I have great difficulty in calculating $\mathrm{E}\left(\sqrt{T_{1} T_{2}}\right)$ where $T_{i}$ is a random variable distributed according to the Birnbaum-Saunders distribution. Are there any suggestions on how to calculate the expression?
The approximation is in Kundu et. al 2010 but when programming in R the approximation diverges, I'm thinking that the error is in the approach and maybe can meet other approach.

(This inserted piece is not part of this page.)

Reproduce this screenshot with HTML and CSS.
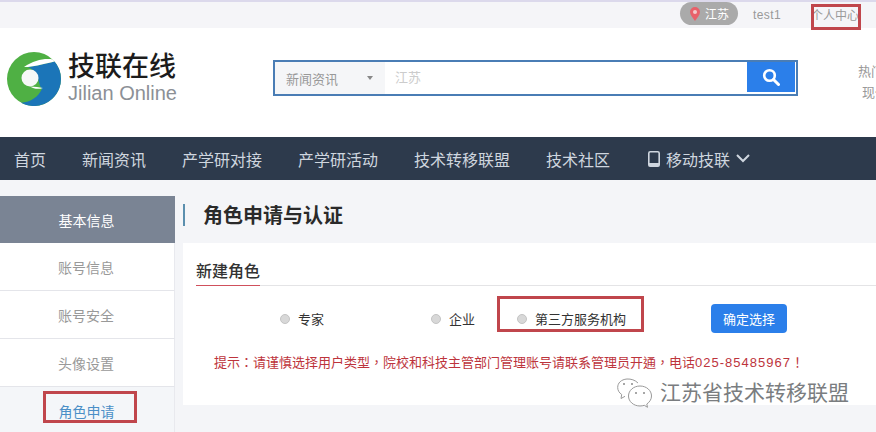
FILE: index.html
```html
<!DOCTYPE html>
<html lang="zh-CN">
<head>
    <meta charset="UTF-8">
    <meta name="viewport" content="width=device-width, initial-scale=1.0">
    <title>角色申请与认证</title>
    <link rel="stylesheet" href="styles.css">
</head>
<body>

    <!-- 顶部栏 -->
    <div class="topbar">
        <span class="city">
            <svg class="pin" width="10" height="14" viewBox="0 0 10 14"><path fill="#e8606a" d="M5 0a5 5 0 0 1 5 5c0 3-3 6-5 9-2-3-5-6-5-9a5 5 0 0 1 5-5z"/><circle cx="5" cy="5" r="2" fill="#f3c9cb"/></svg>
            江苏
        </span>
        <span class="user">test1</span>
        <span class="center-link">个人中心</span>
    </div>

    <!-- logo 和搜索 -->
    <div class="header">
        <div class="logo">
            <svg class="logo-mark" width="54" height="54" viewBox="0 0 54 54">
                <circle cx="27" cy="27" r="27" fill="#4fb044"/>
                <path fill="#1b75b8" d="M21 15C30 14 37 12 47.500 9.500A27 27 0 0 1 14 50.700C24 50 31 45 35 37C31 33 33 20 21 15z"/>
                <path fill="#fff" d="M17 15C27 8 38 6 46 7.500L47.500 9.500C37 12 30 14 21 15z"/>
                <circle cx="23" cy="26" r="8.500" fill="#f6f8f7"/>
                <path fill="#fff" d="M23 34.500C28 35 32 35 36 36C31 37.500 27 37 23 34.500z"/>
            </svg>
            <div class="logo-text">
                <div class="logo-cn">技联在线</div>
                <div class="logo-en">Jilian Online</div>
            </div>
        </div>
        <div class="search">
            <div class="search-type">新闻资讯<i class="caret"></i></div>
            <div class="search-input">江苏</div>
            <div class="search-btn">
                <svg width="18" height="18" viewBox="0 0 18 18"><circle cx="7.5" cy="7.5" r="5.3" fill="none" stroke="#fff" stroke-width="2.6"/><path d="M11.5 11.5l5 5" stroke="#fff" stroke-width="3" stroke-linecap="round"/></svg>
            </div>
        </div>
        <div class="hot">
            <div>热门搜索</div>
            <div class="hot-sub">现代农业</div>
        </div>
    </div>

    <!-- 导航 -->
    <div class="nav">
        <span>首页</span>
        <span>新闻资讯</span>
        <span>产学研对接</span>
        <span>产学研活动</span>
        <span>技术转移联盟</span>
        <span>技术社区</span>
        <span class="nav-mobile">
            <svg width="12" height="16" viewBox="0 0 12 16"><rect x="0.8" y="0.8" width="10.4" height="14.4" rx="1.5" fill="none" stroke="#cfd6df" stroke-width="1.6"/><rect x="0.8" y="12" width="10.4" height="3.2" fill="#cfd6df"/></svg>
            移动技联
            <svg width="14" height="9" viewBox="0 0 14 9"><path d="M1 1l6 6 6-6" fill="none" stroke="#cfd6df" stroke-width="2"/></svg>
        </span>
    </div>

    <div class="page">
        <!-- 左侧菜单 -->
        <div class="side">
            <div class="side-title">基本信息</div>
            <div class="side-item">账号信息</div>
            <div class="side-item">账号安全</div>
            <div class="side-item">头像设置</div>
            <div class="side-item current">角色申请</div>
        </div>

        <div class="main">
            <h1 class="main-title">角色申请与认证</h1>
            <div class="card">
                <div class="card-head"><span>新建角色</span></div>
                <div class="roles">
                    <label class="role role-expert"><i class="radio"></i>专家</label>
                    <label class="role role-company"><i class="radio"></i>企业</label>
                    <label class="role role-third"><i class="radio"></i>第三方服务机构</label>
                    <button class="confirm">确定选择</button>
                </div>
                <p class="notice" lang="zh-TW">提示：请谨慎选择用户类型，院校和科技主管部门管理账号请联系管理员开通，电话<span class="phone">025-85485967</span>！</p>
            </div>
        </div>
    </div>

    <!-- 截图上的红框 -->
    <div class="mark mark-center"></div>
    <div class="mark mark-third"></div>
    <div class="mark mark-role"></div>

    <!-- 公众号水印 -->
    <div class="watermark">
        <svg width="36" height="30" viewBox="0 0 36 30" fill="none" stroke="#9a9a9a" stroke-width="1">
            <path d="M21 5C18 2 14 .8 10 1 4 1.500 .7 5 .7 9.500c0 3 1.600 5.500 4 7L4 20.500l4-2.200"/>
            <path d="M34.500 18c0-5.500-5-10-11.500-10S11.500 12.500 11.500 18 16.500 28 23 28c1.600 0 3-.3 4.300-.7l3.200 2-.7-3.300c2.900-1.900 4.700-4.800 4.700-8z"/>
            <circle cx="7" cy="6" r="1" fill="#8a8a8a" stroke="none"/>
            <circle cx="15" cy="6" r="1" fill="#8a8a8a" stroke="none"/>
            <circle cx="19" cy="15" r="1" fill="#8a8a8a" stroke="none"/>
            <circle cx="27" cy="15" r="1" fill="#8a8a8a" stroke="none"/>
        </svg>
        <span>江苏省技术转移联盟</span>
    </div>

</body>
</html>
```

FILE: styles.css
```css
html, body {
    margin: 0;
    height: 432px;
    overflow: hidden;
}

body {
    position: relative;
    background-color: #f4f5f8;
    font-family: "Liberation Sans", "Noto Sans CJK SC", sans-serif;
    color: #333;
}

/* 顶部栏 */
.topbar {
    display: flex;
    justify-content: flex-end;
    align-items: center;
    box-sizing: border-box;
    height: 28px;
    padding: 0 17px 1px 0;
    border-top: 2px solid #dcd9ec;
    background-color: #f5f5f8;
    font-size: 12px;
    color: #999;
}

.city {
    display: flex;
    align-items: center;
    gap: 5px;
    box-sizing: border-box;
    width: 58px;
    height: 23px;
    margin-top: -2px;
    padding-left: 10px;
    border-radius: 12px;
    background-color: #aaa;
    color: #fff;
}

.user {
    margin-left: 15px;
    letter-spacing: 0.4px;
}

.center-link {
    margin-left: 30px;
}

/* logo 和搜索 */
.header {
    display: flex;
    height: 109px;
    background-color: #fff;
    overflow: hidden;
}

.logo {
    display: flex;
    flex: none;
    width: 273px;
    padding: 24px 0 0 7px;
    box-sizing: border-box;
}

.logo-text {
    margin-left: 7px;
}

.logo-cn {
    margin-top: -1px;
    font-size: 27px;
    line-height: 32px;
    font-weight: 500;
    color: #1c1c1c;
}

.logo-en {
    font-size: 20px;
    line-height: 22px;
    margin-top: -1px;
    color: #8c9096;
}

.search {
    display: flex;
    flex: none;
    box-sizing: border-box;
    width: 525px;
    height: 36px;
    margin-top: 32px;
    border: 2px solid #4a7db5;
    font-size: 13px;
}

.search-type {
    display: flex;
    align-items: center;
    box-sizing: border-box;
    width: 110px;
    padding-left: 11px;
    background-color: #f5f6f8;
    color: #999;
}

.caret {
    margin-left: 29px;
    border-top: 4px solid #888;
    border-left: 3px solid transparent;
    border-right: 3px solid transparent;
}

.search-input {
    flex: 1;
    padding-left: 10px;
    line-height: 32px;
    color: #ccc;
}

.search-btn {
    display: flex;
    align-items: center;
    justify-content: center;
    width: 48px;
    height: 30px;
    margin-right: 1px;
    background-color: #2b7fea;
}

.hot {
    flex: none;
    width: 80px;
    margin: 33px 0 0 60px;
    font-size: 13px;
    line-height: 21px;
    color: #999;
    white-space: nowrap;
}

.hot-sub {
    padding-left: 4px;
}

/* 导航 */
.nav {
    display: flex;
    align-items: center;
    gap: 36px;
    box-sizing: border-box;
    height: 43px;
    padding-left: 14px;
    background-color: #2d3a4c;
    font-size: 16px;
    color: #cfd6df;
}

.nav-mobile {
    display: flex;
    align-items: center;
    gap: 6px;
    margin-left: 2px;
}

/* 主体 */
.page {
    display: flex;
    padding-top: 16px;
}

.side {
    flex: none;
    width: 175px;
    font-size: 14px;
    text-align: center;
    color: #999;
}

.side-title {
    height: 47px;
    padding-right: 2px;
    line-height: 50px;
    background-color: #7a8494;
    color: #fff;
}

.side-item {
    box-sizing: border-box;
    height: 48px;
    padding-right: 2px;
    line-height: 50px;
    background-color: #fff;
    border-right: 1px solid #e8e9ee;
    border-bottom: 1px solid #e4e5ea;
}

.side-item.current {
    padding-right: 1px;
    background-color: #f4f6f9;
    color: #4b8fc7;
    border-bottom: none;
}

.main {
    flex: 1;
    margin-left: 8px;
}

.main-title {
    box-sizing: border-box;
    height: 22px;
    margin: 8px 0 17px;
    padding-left: 18px;
    border-left: 2px solid #5b8fae;
    font-size: 20px;
    line-height: 24px;
    font-weight: 700;
    color: #2a2a2a;
}

.card {
    box-sizing: border-box;
    height: 162px;
    padding-left: 13px;
    background-color: #fff;
}

.card-head {
    box-sizing: border-box;
    height: 43px;
    padding-top: 17px;
    border-bottom: 1px solid #e4e4e6;
    font-size: 16px;
    line-height: 24px;
    font-weight: 500;
}

.card-head span {
    display: inline-block;
    vertical-align: top;
    box-sizing: border-box;
    height: 26px;
    border-bottom: 1px solid #d0505c;
}

.roles {
    display: flex;
    align-items: center;
    height: 29px;
    margin-top: 18px;
    font-size: 13px;
}

.role {
    display: flex;
    align-items: center;
    gap: 8px;
}

.radio {
    box-sizing: border-box;
    width: 10px;
    height: 10px;
    border: 1px solid #c4c4c4;
    border-radius: 50%;
    background-color: #d8d8d8;
}

.role-expert {
    margin-left: 84px;
}

.role-company {
    margin-left: 107px;
}

.role-third {
    margin-left: 42px;
}

.confirm {
    width: 76px;
    height: 29px;
    margin-left: 85px;
    padding: 0;
    border: none;
    border-radius: 4px;
    background-color: #2b7fea;
    color: #fff;
    font-family: inherit;
    font-size: 13px;
}

.notice {
    margin: 21px 0 0 18px;
    font-family: "Liberation Sans", "Noto Sans CJK TC", sans-serif;
    font-size: 13px;
    line-height: 18px;
    color: #bd343c;
    white-space: nowrap;
}

.phone {
    letter-spacing: 1px;
}

/* 红框 */
.mark {
    position: absolute;
    box-sizing: border-box;
    border: 3px solid #c0464c;
}

.mark-center {
    left: 811px;
    top: 4px;
    width: 50px;
    height: 26px;
}

.mark-third {
    left: 497px;
    top: 296px;
    width: 147px;
    height: 36px;
}

.mark-role {
    left: 43px;
    top: 391px;
    width: 94px;
    height: 32px;
}

/* 水印 */
.watermark {
    position: absolute;
    left: 617px;
    top: 378px;
    display: flex;
    align-items: center;
    gap: 7px;
    font-size: 21px;
    line-height: 30px;
    color: #7a7d80;
    text-shadow: 0 0 2px #fff, 0 0 2px #fff;
    white-space: nowrap;
}
```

Assuming you know how to compute $\text{E}(T_1 T_2)$ and $\text{Var}(T_1 T_2)$, you can use Taylor series expansion to get an approximation (Wikipedia link, also see this example here on CV):
$g(X)= g(\mu+X-\mu) = g(\mu)+g'(\mu) (X-\mu) + \frac{g''(\mu)}{2} (X-\mu)^2 + ...$
So
\begin{eqnarray} \text{E}(g(X))&=& g(\mu)+g'(\mu) \text{E}(X-\mu) + \frac{g''(\mu)}{2} \text{E}((X-\mu)^2) + ...\\ &=& g(\mu)+ 0 + \frac{g''(\mu)}{2} \text{Var}(X) + ... \end{eqnarray}
Hence
$\text{E}(\sqrt{T_1 T_2}) \approx \sqrt{\text{E}(T_1 T_2)} -\frac{1}{8}\text{E}(T_1 T_2)^{-\frac{3}{2}} \text{Var}(T_1 T_2)$
(assuming I made no errors)
You can carry the expansion out further, but usually for expectations it is only taken out to the variance term.